Em Agosto de 2009, verificámos que o general João Maria de Sousa era sócio-administrador da sociedade Imexco, empresa ligada aos sectores imobiliário, de investimentos, importação e exportação;

Na mesma época, também obtivemos documentação que comprovava que o general João Maria de Sousa prestava assessoria jurídica, consultoria e auditoria privadas através da sua empresa Construtel, Lda.;

Exercia também a função de gerente da Prestcom – Prestação de Serviços e Comércio Geral, Lda.

Ora, a dedicação exclusiva dos magistrados é estrita e só admite excepções para questões ligadas ao ensino e à investigação científica. Não admite qualquer outra excepção.

Contudo, algumas mentes não se conformam e procuram “desculpar” a posição do PGR, afirmando que este pode deter condomínios ou outras propriedades, tentando lançar a confusão naquilo que era claro à partida. Assim sendo, vamos esmiuçar a norma jurídica.

A lei, como se referiu, determina que o exercício da magistratura deve ser feito em dedicação exclusiva, estando vedada ao magistrado qualquer actividade profissional de natureza privada, excepto o ensino e investigação científica.

Ser proprietário de um condomínio não é necessariamente uma actividade profissional. O conceito de actividade profissional implica fazer qualquer coisa para obter um rendimento. O PGR podia ter herdado o condomínio dos pais, ou tê-lo comprado antes de ser PGR. Neste caso, poderia manter a propriedade do condomínio, embora devesse entregar a sua administração a uma terceira entidade idónea.

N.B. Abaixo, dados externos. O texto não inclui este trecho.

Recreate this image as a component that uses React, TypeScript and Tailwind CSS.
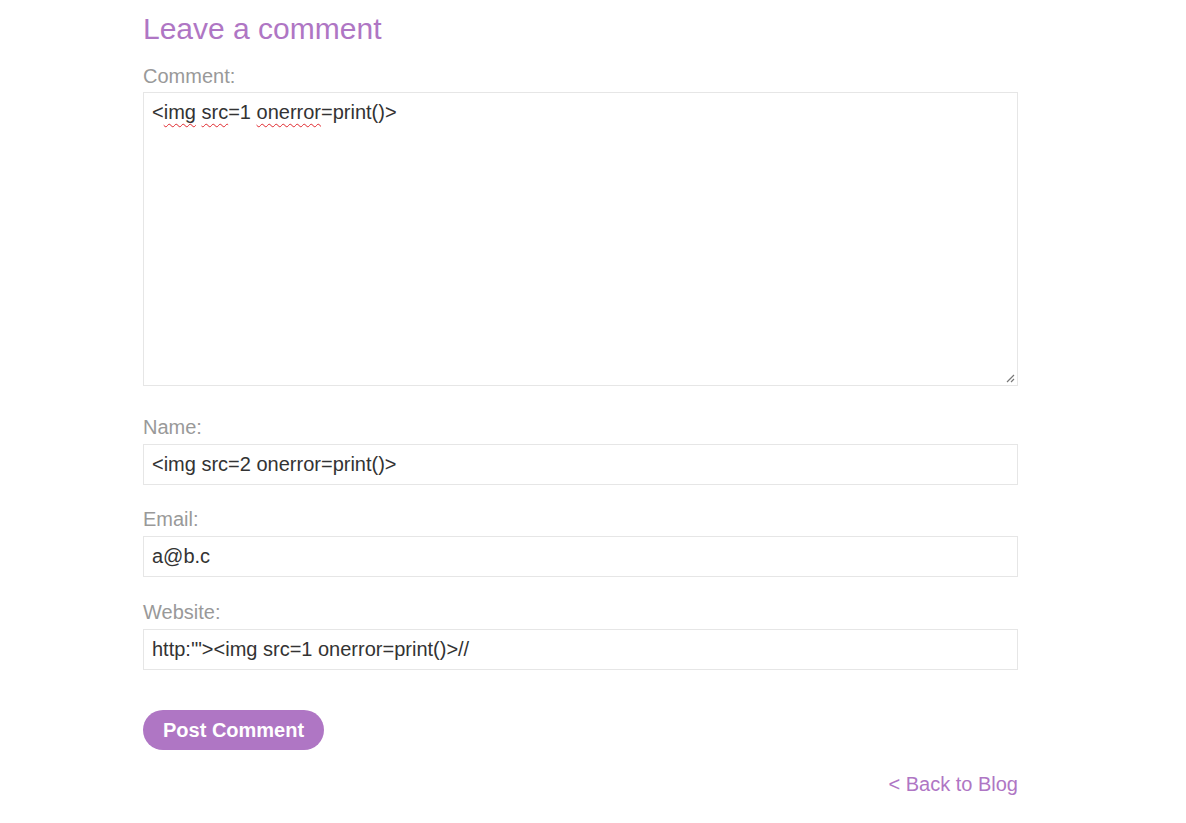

No entanto, não é destas circunstâncias que se trata na história aqui em causa: o condomínio não é nenhuma herança, nem foi adquirido antes de o general João Maria de Sousa ser procurador.

Estamos perante uma actividade de promoção imobiliária. O PGR adquire um terreno para nele construir um condomínio, e faz isso durante o exercício do seu mandato enquanto procurador. Sejamos claros: não pode. É proibido, é ilegal.

Poder-se-á contra-argumentar que o general João Maria de Sousa adquiriu o terreno, mas que ainda não construiu lá nada. Isso é verdade, mas objectivamente consta da documentação que o intuito era construir. Há uma intenção, aquilo que se chama em direito um animus. Ironicamente, pode-se dizer (tal como o PGR alegou a propósito do 15+2) que existem actos preparatórios… para cometer uma ilegalidade, se ela não se consumou logo com a assinatura do contrato relativo ao direito de superfície. Comprar um terreno para lá edificar um condomínio, entendido este como um conjunto de habitações a serem vendidas ou transaccionadas onerosamente, é uma ilegalidade clara e imediata praticada pelo procurador-geral.

Em relação às sociedades mencionadas, a questão é muito semelhante. Pode-se admitir que o PGR seja sócio de sociedades, embora idealmente ao assumir funções devesse vender essas participações; mas já não se concebe que forme ou adquira participações em sociedades no decorrer do seu mandato.

De qualquer forma, não pode em circunstância alguma ser gerente ou administrador dessas sociedades, ou fazer qualquer género de serviço para as mesmas.

Vale a pena voltar a referir que o procurador-geral da República é o primeiro garante da legalidade no país. Logo, quando sobre a sua actuação existem dúvidas, quer dizer que não há qualquer certeza sobre o cumprimento da lei pelas autoridades angolanas. Se o chefe não cumpre a lei, quem vai cumprir?

Esta situação lembra a velha história da mulher de Júlio César.

César, ditador de Roma, tinha uma bela mulher chamada Pompeia. Certo dia soube-se que um aristocrata romano chamado Públio Clódio Pulcro se mascarou de mulher para se introduzir nos aposentos de Pompeia e tentar seduzi-la. Face a isto, César resolveu divorciar-se de Pompeia. Quando lhe perguntaram por que se divorciava, uma vez que não havia qualquer prova de traição, César respondeu “a minha mulher não deve estar sequer sob suspeita”.

A situação do PGR é bem pior do que a da mulher de César.

Neste caso, há provas de violação do princípio da dedicação exclusiva, e o procurador, tal como a mulher de César, tem de estar acima de qualquer suspeita. Assim sendo, só resta uma via: a demissão.